#### Instructions for the task
Note how many lines include the word "styles", and give that number by itself.
:: Source excerpt ::
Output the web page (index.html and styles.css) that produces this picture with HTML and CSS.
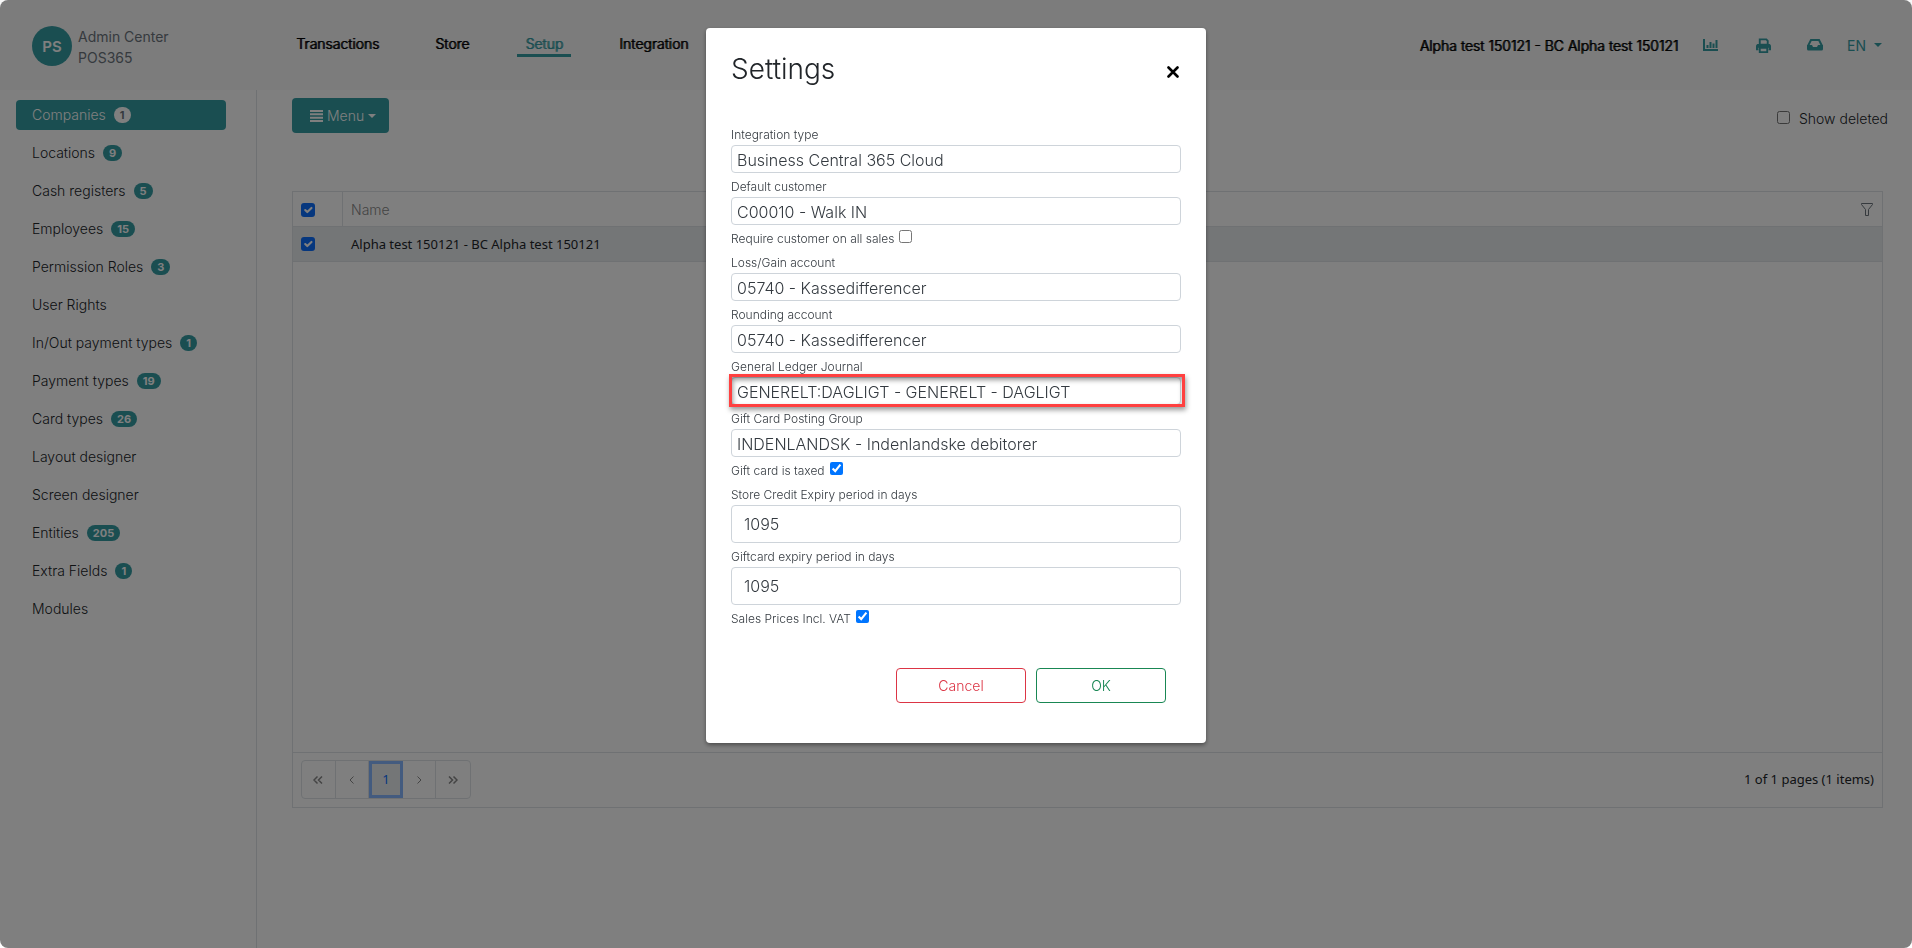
FILE: index.html
```html
<!DOCTYPE html>
<html lang="en">
<head>
    <meta charset="UTF-8">
    <meta name="viewport" content="width=device-width, initial-scale=1.0">
    <title>Admin Center POS365</title>
    <link rel="stylesheet" href="styles.css">
</head>
<body>
    <header class="topbar">
        <a class="brand" href="#">
            <span class="brand-logo">PS</span>
            <span class="brand-name">Admin Center<br>POS365</span>
        </a>
        <nav class="main-nav">
            <a href="#">Transactions</a>
            <a href="#">Store</a>
            <a href="#" class="active">Setup</a>
            <a href="#">Integration</a>
        </nav>
        <div class="topbar-right">
            <span class="company">Alpha test 150121 - BC Alpha test 150121</span>
            <a href="#" class="icon-link" aria-label="Reports">
                <svg width="16" height="14" viewBox="0 0 16 14"><path d="M1 1v11h14" fill="none" stroke="currentColor" stroke-width="2"/><path d="M3.500 7h2v3h-2zM6.500 4h2v6h-2zM9.500 5.500h2V10h-2zM12.500 2h2v8h-2z" fill="currentColor"/></svg>
            </a>
            <a href="#" class="icon-link" aria-label="Print">
                <svg width="15" height="15" viewBox="0 0 16 16"><path d="M4 7V1.500h7l1.500 1.500V7M2.500 12H1V9q0-2 2-2h10q2 0 2 2v3h-1.500M4 10.500h8v4.500H4z" fill="none" stroke="currentColor" stroke-width="2"/><path d="M1 7h14v3.500H1z" fill="currentColor"/></svg>
            </a>
            <a href="#" class="icon-link" aria-label="Inbox">
                <svg width="16" height="12" viewBox="0 0 16 12"><path d="M1.200 6.500 4 1h8l2.800 5.500" fill="none" stroke="currentColor" stroke-width="2"/><path d="M0 6h5l1 2h4l1-2h5v4q0 1.500-1.500 1.500h-13Q0 11.500 0 10z" fill="currentColor"/></svg>
            </a>
            <button type="button" class="lang">EN <span class="caret"></span></button>
        </div>
    </header>

    <div class="layout">
        <nav class="sidebar">
            <a href="#" class="active">Companies <span class="badge">1</span></a>
            <a href="#">Locations <span class="badge">9</span></a>
            <a href="#">Cash registers <span class="badge">5</span></a>
            <a href="#">Employees <span class="badge">15</span></a>
            <a href="#">Permission Roles <span class="badge">3</span></a>
            <a href="#">User Rights</a>
            <a href="#">In/Out payment types <span class="badge">1</span></a>
            <a href="#">Payment types <span class="badge">19</span></a>
            <a href="#">Card types <span class="badge">26</span></a>
            <a href="#">Layout designer</a>
            <a href="#">Screen designer</a>
            <a href="#">Entities <span class="badge">205</span></a>
            <a href="#">Extra Fields <span class="badge">1</span></a>
            <a href="#">Modules</a>
        </nav>

        <main class="content">
            <div class="toolbar">
                <button type="button" class="btn-menu">
                    <svg width="13" height="12" viewBox="0 0 13 12"><path d="M0 1h13M0 4.333h13M0 7.667h13M0 11h13" stroke="currentColor" stroke-width="2"/></svg>
                    Menu<span class="caret"></span>
                </button>
                <label class="show-deleted"><input type="checkbox"> Show deleted</label>
            </div>

            <div class="grid">
                <div class="grid-body">
                    <table>
                        <thead>
                            <tr>
                                <th class="col-check"><input type="checkbox" class="check" aria-label="Select all" checked></th>
                                <th>Name</th>
                                <th class="col-filter">
                                    <button type="button" class="filter" aria-label="Filter">
                                        <svg width="12" height="13" viewBox="0 0 12 13"><path d="M.5.5h11v1L7.500 6.500v6h-3v-6L.5 1.500z" fill="none" stroke="currentColor"/></svg>
                                    </button>
                                </th>
                            </tr>
                        </thead>
                        <tbody>
                            <tr>
                                <td><input type="checkbox" class="check" aria-label="Select row" checked></td>
                                <td colspan="2">Alpha test 150121 - BC Alpha test 150121</td>
                            </tr>
                        </tbody>
                    </table>
                </div>
                <div class="grid-footer">
                    <div class="pager">
                        <button type="button" aria-label="First page"><svg width="10" height="8" viewBox="0 0 10 8"><path d="M4.500.5 1 4l3.500 3.500M9 .5 5.500 4 9 7.500" fill="none" stroke="currentColor" stroke-width="1.500"/></svg></button>
                        <button type="button" aria-label="Previous page"><svg width="5" height="8" viewBox="0 0 5 8"><path d="M4.500.5 1 4l3.500 3.500" fill="none" stroke="currentColor"/></svg></button>
                        <button type="button" class="current">1</button>
                        <button type="button" aria-label="Next page"><svg width="5" height="8" viewBox="0 0 5 8"><path d="M.5.5 4 4 .5 7.500" fill="none" stroke="currentColor"/></svg></button>
                        <button type="button" aria-label="Last page"><svg width="10" height="8" viewBox="0 0 10 8"><path d="M1 .5 4.500 4 1 7.500M5.500.5 9 4 5.500 7.500" fill="none" stroke="currentColor" stroke-width="1.500"/></svg></button>
                    </div>
                    <span>1 of 1 pages (1 items)</span>
                </div>
            </div>
        </main>
    </div>

    <div class="overlay">
        <form class="modal" role="dialog" aria-labelledby="modalTitle">
            <div class="modal-header">
                <h3 id="modalTitle">Settings</h3>
                <button type="button" class="close" aria-label="Close">
                    <svg width="12" height="12" viewBox="0 0 12 12"><path d="M1.500 1.500l9 9M10.500 1.500l-9 9" stroke="currentColor" stroke-width="2.600" stroke-linecap="round"/></svg>
                </button>
            </div>

            <label for="integrationType">Integration type</label>
            <select id="integrationType"><option>Business Central 365 Cloud</option></select>

            <label for="defaultCustomer">Default customer</label>
            <select id="defaultCustomer"><option>C00010 - Walk IN</option></select>

            <label class="check-row">Require customer on all sales <input type="checkbox"></label>

            <label for="lossGain">Loss/Gain account</label>
            <select id="lossGain"><option>05740 - Kassedifferencer</option></select>

            <label for="rounding">Rounding account</label>
            <select id="rounding"><option>05740 - Kassedifferencer</option></select>

            <label for="journal">General Ledger Journal</label>
            <div class="highlighted">
                <select id="journal"><option>GENERELT:DAGLIGT - GENERELT - DAGLIGT</option></select>
            </div>

            <label for="postingGroup">Gift Card Posting Group</label>
            <select id="postingGroup"><option>INDENLANDSK - Indenlandske debitorer</option></select>

            <label class="check-row">Gift card is taxed <input type="checkbox" checked></label>

            <label for="storeCredit">Store Credit Expiry period in days</label>
            <input type="text" id="storeCredit" value="1095">

            <label for="giftcardExpiry">Giftcard expiry period in days</label>
            <input type="text" id="giftcardExpiry" value="1095">

            <label class="check-row">Sales Prices Incl. VAT <input type="checkbox" checked></label>

            <div class="modal-footer">
                <button type="button" class="btn-cancel">Cancel</button>
                <button type="button" class="btn-ok">OK</button>
            </div>
        </form>
    </div>
</body>
</html>
```

FILE: styles.css
```css
* {
    box-sizing: border-box;
}
body {
    margin: 0;
    min-height: 100vh;
    display: flex;
    flex-direction: column;
    background: #fff;
    color: #212529;
    font-family: Inter, sans-serif;
    font-size: 14px;
    font-weight: 300;
    line-height: 21px;
}
a {
    color: inherit;
    text-decoration: none;
}
button, input, select {
    font: inherit;
    color: inherit;
}
button {
    cursor: pointer;
}
svg {
    display: block;
}
.caret {
    display: inline-block;
    border-top: 4px solid;
    border-left: 4px solid transparent;
    border-right: 4px solid transparent;
}

/* Top bar */
.topbar {
    display: flex;
    align-items: center;
    height: 90px;
    padding: 0 30px 0 32px;
    background: #f8f8f8;
}
.brand {
    display: flex;
    align-items: center;
    gap: 6px;
    width: 256px;
    padding-top: 2px;
    color: #6c757d;
    font-weight: 400;
}
.brand-logo {
    display: flex;
    align-items: center;
    justify-content: center;
    width: 40px;
    height: 40px;
    border-radius: 50%;
    background: #359ca3;
    color: #fff;
    font-size: 15px;
    font-weight: 600;
}
.brand-name {
    padding-top: 2px;
}
.main-nav {
    display: flex;
    gap: 40px;
    color: #000;
    text-shadow: 1px 0;
}
.main-nav a {
    padding: 0 8px;
    border-bottom: 3px solid transparent;
}
.main-nav .active {
    color: #359ca3;
    border-color: #359ca3;
}
.topbar-right {
    display: flex;
    align-items: center;
    margin-left: auto;
    color: #359ca3;
}
.company {
    margin-right: 7px;
    color: #000;
    text-shadow: 1px 0;
}
.icon-link {
    display: flex;
    justify-content: center;
    width: 52px;
}
.lang {
    display: flex;
    align-items: center;
    gap: 8px;
    padding: 0;
    margin-left: 6px;
    border: none;
    background: none;
    font-weight: 400;
}

/* Side menu */
.layout {
    display: flex;
    flex: 1;
}
.sidebar {
    display: flex;
    flex-direction: column;
    gap: 8px;
    flex: 0 0 257px;
    padding: 10px 30px 10px 16px;
    border-right: 1px solid #dee2e6;
}
.sidebar a {
    display: flex;
    align-items: center;
    gap: 8px;
    height: 30px;
    padding: 0 16px 1px;
    border-radius: 4px;
}
.badge {
    padding: 0 6px;
    border-radius: 8px;
    background: #359ca3;
    color: #fff;
    font-size: 11px;
    font-weight: 700;
    line-height: 16px;
}
.sidebar .active {
    background: #359ca3;
    color: #fff;
}
.sidebar .active .badge {
    background: #fff;
    color: #6c757d;
}

/* Content */
.content {
    display: flex;
    flex-direction: column;
    flex: 1;
    padding: 8px 29px 140px 35px;
}
.toolbar {
    display: flex;
    justify-content: space-between;
    align-items: center;
    margin-bottom: 58px;
}
.btn-menu {
    display: flex;
    align-items: center;
    gap: 4px;
    height: 35px;
    padding: 0 13px 0 18px;
    border: none;
    border-radius: 4px;
    background: #359ca3;
    color: #fff;
}
.show-deleted {
    display: flex;
    align-items: center;
    gap: 9px;
    margin-right: -5px;
    padding-top: 6px;
}
.show-deleted input {
    margin: 0 0 2px;
}
.grid {
    display: flex;
    flex-direction: column;
    flex: 1;
    border: 1px solid #dee2e6;
    font-family: "Noto Sans", sans-serif;
    font-size: 13px;
    font-weight: 400;
}
.grid-body {
    flex: 1;
}
table {
    width: 100%;
    border-collapse: separate;
    border-spacing: 0;
}
th, td {
    height: 35px;
    padding: 0 8px;
    border-bottom: 1px solid #dee2e6;
    text-align: left;
}
th {
    color: #888;
    font-family: Inter, sans-serif;
    font-size: 14px;
    font-weight: 300;
}
td {
    background: #e9ecef;
}
.col-check {
    width: 50px;
    padding-top: 2px;
    border-right: 1px solid #dee2e6;
}
.col-filter {
    width: 40px;
}
.filter {
    margin-left: auto;
    padding: 0 1px 0 0;
    border: none;
    background: none;
    display: block;
    color: #6c757d;
}
.check {
    appearance: none;
    display: block;
    width: 14px;
    height: 14px;
    margin: 0;
    border-radius: 3px;
    background: #0d6efd url("data:image/svg+xml,%3Csvg xmlns='http://www.w3.org/2000/svg' viewBox='0 0 20 20'%3E%3Cpath fill='none' stroke='%23fff' stroke-linecap='round' stroke-linejoin='round' stroke-width='3' d='m6 10 3 3 6-6'/%3E%3C/svg%3E");
}
.grid-footer {
    display: flex;
    justify-content: space-between;
    align-items: center;
    padding: 7px 8px 8px;
    border-top: 1px solid #dee2e6;
}
.pager {
    display: flex;
    width: 170px;
    border: 1px solid #dee2e6;
    border-radius: 4px;
    color: #888;
}
.pager button {
    display: flex;
    align-items: center;
    justify-content: center;
    width: 34px;
    height: 37px;
    padding: 0;
    border: none;
    border-right: 1px solid #dee2e6;
    background: none;
}
.pager button:last-child {
    border-right: none;
}
.pager .current {
    border: 3px solid #86b7fe;
    background: #e9ecef;
    color: #0d6efd;
}

/* Settings dialog */
.overlay {
    position: fixed;
    inset: 0;
    display: flex;
    justify-content: center;
    align-items: flex-start;
    padding-top: 28px;
    border-radius: 8px;
    background: rgba(0, 0, 0, 0.5);
}
.modal {
    display: flex;
    flex-direction: column;
    width: 500px;
    padding: 24px 25px 40px;
    border-radius: 4px;
    background: #fff;
    box-shadow: 0 2px 4px rgba(0, 0, 0, 0.4);
}
.modal-header {
    display: flex;
    justify-content: space-between;
    align-items: center;
    margin-bottom: 35px;
}
.modal h3 {
    margin: 0;
    font-size: 28px;
    font-weight: 300;
    line-height: 34px;
}
.close {
    padding: 6px 2px 0;
    border: none;
    background: none;
    color: #000;
}
.modal label {
    padding-top: 3px;
    font-size: 12px;
    line-height: 21px;
    color: #343a40;
}
.check-row {
    display: flex;
    align-items: center;
    gap: 5px;
}
.check-row input {
    margin: 0 0 4px;
}
.modal select, .modal input[type="text"] {
    appearance: none;
    width: 100%;
    height: 28px;
    padding: 2px 5px 0;
    border: 1px solid #ced4da;
    border-radius: 4px;
    background: #fff;
    color: #343a40;
    font-size: 16px;
}
.modal input[type="text"] {
    height: 38px;
    padding: 0 12px;
}
.highlighted {
    position: relative;
}
/* Red frame drawn over the field */
.highlighted::after {
    content: "";
    position: absolute;
    inset: -3px -4px -2px -2px;
    border: 3px solid #ff4040;
    box-shadow: 1px 3px 5px rgba(0, 0, 0, 0.4), inset 1px 3px 5px rgba(0, 0, 0, 0.4);
    pointer-events: none;
}
.modal-footer {
    display: flex;
    justify-content: flex-end;
    gap: 10px;
    margin-top: 39px;
    padding-right: 15px;
}
.modal-footer button {
    width: 130px;
    height: 35px;
    border: 1px solid;
    border-radius: 4px;
    background: #fff;
}
.modal-footer .btn-cancel {
    color: #dc3545;
}
.modal-footer .btn-ok {
    color: #198754;
}
```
:::
#### Result for this exercise
3